O velho sábio respondeu: "As palavras são como um dedo apontando para a Lua; cuida de saber olhar para a Lua, não se preocupe com o dedo que a aponta."

O monge replicou: "Mas eu não poderia olhar a Lua, sem precisar que algum dedo alheio a indique?"

"Poderia," confirmou o mestre, "e assim tu o farás, pois ninguém mais pode olhar a lua por ti. As palavras são como bolhas de sabão: frágeis e inconsistentes, desaparecem quando em contato prolongado com o ar.
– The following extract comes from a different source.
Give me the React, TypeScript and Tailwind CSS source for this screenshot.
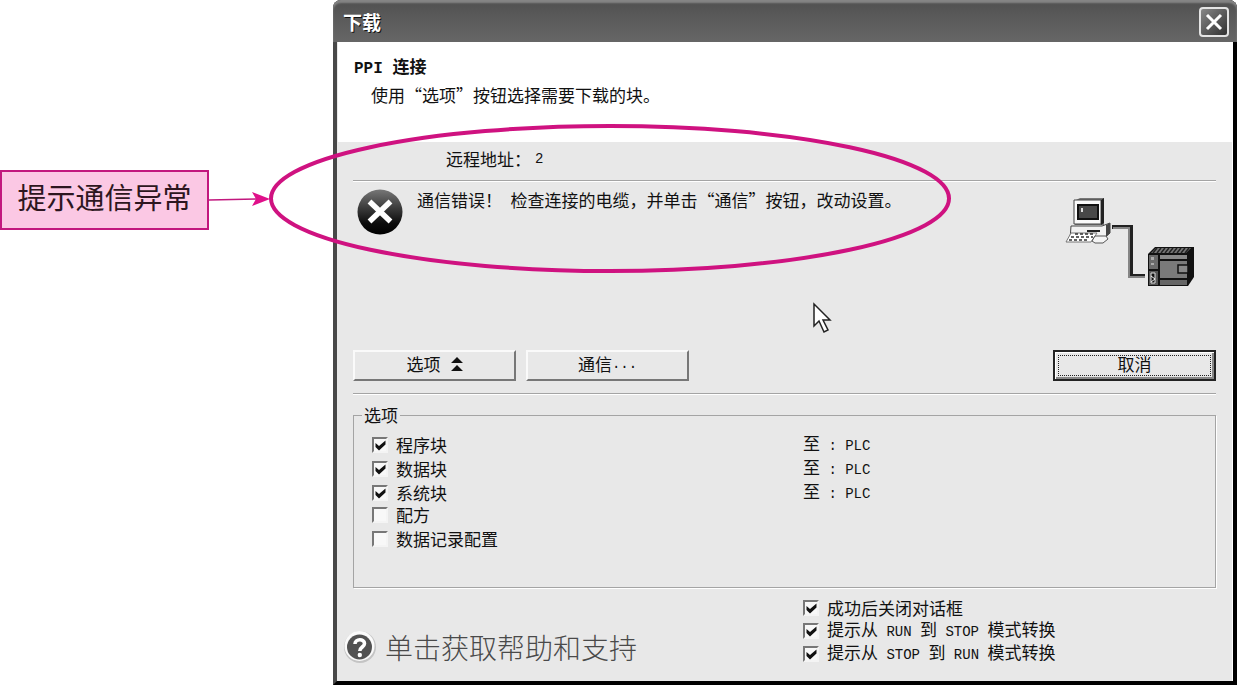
import { useState } from "react";
import type { ReactNode } from "react";

interface CheckItem {
  id: string;
  label: ReactNode;
  checked: boolean;
  target?: string;
}

const Latin = ({ children }: { children: string }) => (
  <span className="font-['Liberation_Mono',monospace] text-[14px] whitespace-pre">
    {children}
  </span>
);

const blockItems: CheckItem[] = [
  { id: "program", label: "程序块", checked: true, target: "PLC" },
  { id: "data", label: "数据块", checked: true, target: "PLC" },
  { id: "system", label: "系统块", checked: true, target: "PLC" },
  { id: "recipe", label: "配方", checked: false },
  { id: "datalog", label: "数据记录配置", checked: false },
];

const modeItems: CheckItem[] = [
  { id: "close", label: "成功后关闭对话框", checked: true },
  {
    id: "run-stop",
    label: (
      <>
        提示从<Latin> RUN </Latin>到<Latin> STOP </Latin>模式转换
      </>
    ),
    checked: true,
  },
  {
    id: "stop-run",
    label: (
      <>
        提示从<Latin> STOP </Latin>到<Latin> RUN </Latin>模式转换
      </>
    ),
    checked: true,
  },
];

function Checkbox({ item }: { item: CheckItem }) {
  const [checked, setChecked] = useState(item.checked);

  return (
    <label htmlFor={item.id} className="flex items-center gap-2">
      <span className="grid size-4 shrink-0">
        <input
          id={item.id}
          type="checkbox"
          checked={checked}
          onChange={(e) => setChecked(e.target.checked)}
          className="peer col-start-1 row-start-1 size-4 appearance-none border-2 border-t-[#777] border-r-[#f4f4f4] border-b-[#f4f4f4] border-l-[#777] bg-[#f8f8f8]"
        />
        <svg
          viewBox="0 0 16 16"
          className="pointer-events-none invisible col-start-1 row-start-1 size-4 peer-checked:visible"
        >
          <path d="M3.5 6 L7 9 L13.5 3.5 V7.5 L7 13.5 L3.5 10 Z" fill="#111" />
        </svg>
      </span>
      <span className="whitespace-nowrap">{item.label}</span>
    </label>
  );
}

function Divider() {
  return <hr className="h-0.5 border-t border-b border-t-[#a4a4a4] border-b-white" />;
}

function ErrorIcon() {
  return (
    <svg viewBox="0 0 46 48" className="h-12 w-[46px] shrink-0">
      <defs>
        <linearGradient id="errorBall" x1="0" y1="0" x2="0" y2="1">
          <stop offset="0" stopColor="#777" />
          <stop offset="0.35" stopColor="#444" />
          <stop offset="0.75" stopColor="#0c0c0c" />
          <stop offset="1" stopColor="#000" />
        </linearGradient>
      </defs>
      <circle cx="23" cy="24" r="22.5" fill="url(#errorBall)" />
      <path
        d="M12.5 13.5 L33.5 33.5 M33.5 13.5 L12.5 33.5"
        stroke="#fff"
        strokeWidth="5.5"
      />
    </svg>
  );
}

function HelpIcon() {
  return (
    <svg viewBox="0 0 34 34" className="size-[34px] shrink-0">
      <circle cx="17" cy="17" r="16" fill="#c4c4c4" />
      <circle cx="16.5" cy="16" r="15" fill="#fafafa" />
      <circle cx="16.5" cy="17" r="12.5" fill="#525252" />
      <path
        d="M12 14 C12 8.5 21.5 8.5 21.5 13.5 C21.5 17 16.8 17 16.8 21"
        fill="none"
        stroke="#fff"
        strokeWidth="3.6"
      />
      <circle cx="16.8" cy="25" r="2.2" fill="#fff" />
    </svg>
  );
}

function ConnectionDiagram() {
  const slots = [0, 1, 2, 3, 4, 5, 6, 7, 8];

  return (
    <svg viewBox="0 0 132 92" className="h-[92px] w-[132px] shrink-0">
      {/* computer */}
      <path d="M12 4 L16 2 H40 V29 H11 Z" fill="#777" />
      <path d="M10 4 H37 V28 H10 Z" fill="#fafafa" stroke="#444" />
      <path d="M37 4 L40 2 V27 L37 29 Z" fill="#222" />
      <rect x="14" y="9" width="20" height="14" fill="#484848" stroke="#111" strokeWidth="2" />
      <rect x="17" y="12" width="2" height="4" fill="#ddd" />
      <path d="M7 30 H38 L46 27 V37 L38 44 H6 Z" fill="#f2f2f2" stroke="#444" />
      <path d="M42 29 L46 27 V37 L42 41 Z" fill="#444" />
      <path d="M23 35 H36" stroke="#222" strokeWidth="2" />
      <path d="M7 37 H33 L27 46 H2 Z" fill="#fff" stroke="#777" />
      <path d="M7 41 H29 M11 38 H31 M5 44 H25" stroke="#333" strokeWidth="1.5" strokeDasharray="3 2" />
      <path d="M31 40 H42 L44 43 L39 47 H31 L28 45 Z" fill="#f4f4f4" stroke="#555" />
      {/* cable */}
      <path d="M48 31 H67 V80 H81" fill="none" stroke="#222" strokeWidth="4" />
      <path d="M49 32 H65 V81 H81" fill="none" stroke="#858585" strokeWidth="2" />
      {/* plc */}
      <path d="M84 58 L91 51 H130 V81 L124 90 H84 Z" fill="#111" />
      <path d="M87 57 L92 52 H127 L122 57 Z" fill="#777" />
      {slots.map((n) => (
        <path key={n} d={`M${89 + n * 4} 57 l4 -5`} stroke="#222" strokeWidth="1.5" />
      ))}
      <rect x="85" y="59" width="9" height="14" fill="#6a6a6a" />
      <rect x="87" y="61" width="3" height="3" fill="#aaa" />
      <rect x="87" y="67" width="3" height="2" fill="#aaa" />
      <rect x="85" y="75" width="9" height="14" fill="#555" />
      <path d="M87 77 H91 V87 H87 Z" fill="#111" stroke="#ddd" />
      <path d="M87 80 L91 83 L87 86" fill="none" stroke="#eee" />
      <rect x="96" y="59" width="27" height="4" fill="#888" />
      <rect x="96" y="65" width="27" height="17" fill="#7a7a7a" />
      <rect x="96" y="84" width="27" height="5" fill="#666" />
      <path d="M124 69 H114 V77 H124 Z" fill="#888" stroke="#111" strokeWidth="1.5" />
    </svg>
  );
}

const raised =
  "flex h-[31px] w-[163px] items-center justify-center border-2 border-t-[#fafafa] border-l-[#fafafa] border-r-[#777] border-b-[#777] bg-[#e8e8e8] pb-1";

function Callout() {
  return (
    <aside className="flex w-[333px] shrink-0 items-center self-start pt-[170px]">
      <div className="flex h-[60px] w-[209px] items-center justify-center border-2 border-[#c2187e] bg-[#fbc8e4] pb-2 text-[29px] text-[#2d1620]">
        提示通信异常
      </div>
      <svg viewBox="0 0 62 16" className="h-4 w-[62px]">
        <path d="M0 8 L48 7" stroke="#c2187e" strokeWidth="1.6" />
        <path d="M43 0 L61 7 L43 14 L47 7 Z" fill="#e0108a" />
      </svg>
    </aside>
  );
}

export default function App() {
  return (
    <div className="relative flex min-h-screen bg-white font-['Noto_Sans_CJK_SC',sans-serif] text-[17px] leading-6 text-[#111]">
      <Callout />

      <main className="flex min-w-0 flex-1 flex-col rounded-t-lg border-r-4 border-b-4 border-l-4 border-r-black border-b-black border-l-[#484848] bg-[#e8e8e8]">
        <header className="-mx-1 flex h-[42px] items-center justify-between rounded-t-lg bg-linear-to-b from-[#505050] via-[#5c5c5c] to-[#666] pt-0.5 pr-2 pl-2.5 shadow-[inset_0_3px_2px_#858585]">
          <h1 className="text-[19px] font-bold text-white [text-shadow:1px_1px_0_#111]">
            下载
          </h1>
          <button
            type="button"
            aria-label="关闭"
            className="flex size-[30px] items-center justify-center rounded-sm border-2 border-[#e4e4e4] bg-linear-to-br from-[#888] to-[#333]"
          >
            <svg viewBox="0 0 18 18" className="size-[18px]">
              <path d="M2 2 L16 16 M16 2 L2 16" stroke="#fff" strokeWidth="3" />
            </svg>
          </button>
        </header>

        <section className="ml-px h-[100px] bg-white px-4 pt-3">
          <h2 className="font-bold">
            <span className="font-['Liberation_Mono',monospace] text-[16px] whitespace-pre">
              PPI{" "}
            </span>
            连接
          </h2>
          <p className="pl-[17px] leading-7">使用“选项”按钮选择需要下载的块。</p>
        </section>

        <div className="flex flex-1 flex-col border-r border-white px-4">
          <p className="flex h-[38px] items-center gap-1 pb-1 pl-[93px]">
            远程地址：<Latin>2</Latin>
          </p>
          <Divider />

          <section className="flex h-[168px] items-start pt-1.5 pr-5 pl-1">
            <ErrorIcon />
            <p className="ml-3.5 flex-1">
              通信错误！<Latin> </Latin>检查连接的电缆，并单击“通信”按钮，改动设置。
            </p>
            <div className="pt-2">
              <ConnectionDiagram />
            </div>
          </section>

          <div className="flex gap-2.5 pb-3">
            <button type="button" className={raised}>
              选项
              <svg viewBox="0 0 12 16" className="ml-2.5 h-4 w-3">
                <path d="M6 1 L12 7 H0 Z M6 9 L12 15 H0 Z" fill="#111" />
              </svg>
            </button>
            <button type="button" className={raised}>
              通信<Latin>...</Latin>
            </button>
            <button
              type="button"
              className="ml-auto h-[31px] w-[163px] border-2 border-[#222] bg-[#e8e8e8] p-[3px] shadow-[inset_1px_1px_0_#fff,inset_-2px_-2px_0_#888]"
            >
              <span className="flex h-full items-center justify-center border border-dotted border-[#222] pb-1">
                取消
              </span>
            </button>
          </div>
          <Divider />

          <fieldset className="mt-2 h-[185px] border border-[#a4a4a4] px-[18px] shadow-[1px_1px_0_#fff]">
            <legend className="-ml-2.5 px-0.5">选项</legend>
            <ul className="mt-1">
              {blockItems.map((item) => (
                <li key={item.id} className="grid h-6 grid-cols-[431px_1fr] items-center">
                  <Checkbox item={item} />
                  {item.target && (
                    <span>
                      至<Latin>{` : ${item.target}`}</Latin>
                    </span>
                  )}
                </li>
              ))}
            </ul>
          </fieldset>

          <footer className="grid grid-cols-[450px_1fr] pt-2">
            <a
              href="#help"
              className="-ml-2.5 flex items-center gap-2 pt-8 text-[28px] leading-9 font-light text-[#4a4a4a]"
            >
              <HelpIcon />
              单击获取帮助和支持
            </a>
            <div>
              {modeItems.map((item) => (
                <div key={item.id} className="flex h-[23px] items-center">
                  <Checkbox item={item} />
                </div>
              ))}
            </div>
          </footer>
        </div>
      </main>

      {/* highlight ring around the error message */}
      <svg
        viewBox="0 0 682 150"
        className="pointer-events-none absolute top-[123px] left-[269px] h-[150px] w-[682px]"
      >
        <ellipse cx="341" cy="75.5" rx="339" ry="72.5" fill="none" stroke="#cf1280" strokeWidth="4" />
      </svg>

      <svg
        viewBox="0 0 20 32"
        className="pointer-events-none absolute top-[302px] left-[812px] h-8 w-5"
      >
        <path
          d="M2 2 V24 L7 19 L12 30 L16 28 L11 18 H18 Z"
          fill="#fff"
          stroke="#222"
          strokeWidth="1.5"
        />
      </svg>
    </div>
  );
}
A Lua está e sempre esteve à vista. O Dharma é eterno e completamente revelado. As palavras não podem revelar o que já está revelado desde o Primeiro Princípio."

"Então," o monge perguntou, "por que os homens precisam que lhes seja revelado o que já é de seu conhecimento?"

"Porque," completou o sábio, "da mesma forma que ver a Lua todas as noites faz com que os homens se esqueçam dela pelo simples costume de aceitar sua existência como fato consumado, assim também os homens não confiam na verdade já revelada pelo simples fato dela se manifestar em todas as coisas, sem distinção. Desta forma, as palavras são um subterfúgio, um adorno para embelezar e atrair nossa atenção. E como qualquer adorno, pode ser valorizado mais do que é necessário."

O mestre ficou em silêncio durante muito tempo. Então, de súbito, simplesmente apontou para a lua.

Um monge perguntou para o mestre:
"Mestre, por favor, me ensine o segredo do buddhismo."
"Ah sim, mas hoje tem muita gente, quando tiver mais ninguém, vou te ensinar", disse o mestre.
No dia seguinte, o monge chegou de novo:
"Mestre, tem mais ninguém, me ensine agora."
"Ah, vem cá."
E foi para o jardim. Aí o mestre disse:
"Está vendo? Esta árvore é alta e aquela outra é baixa. Este é que é o segredo do buddhismo."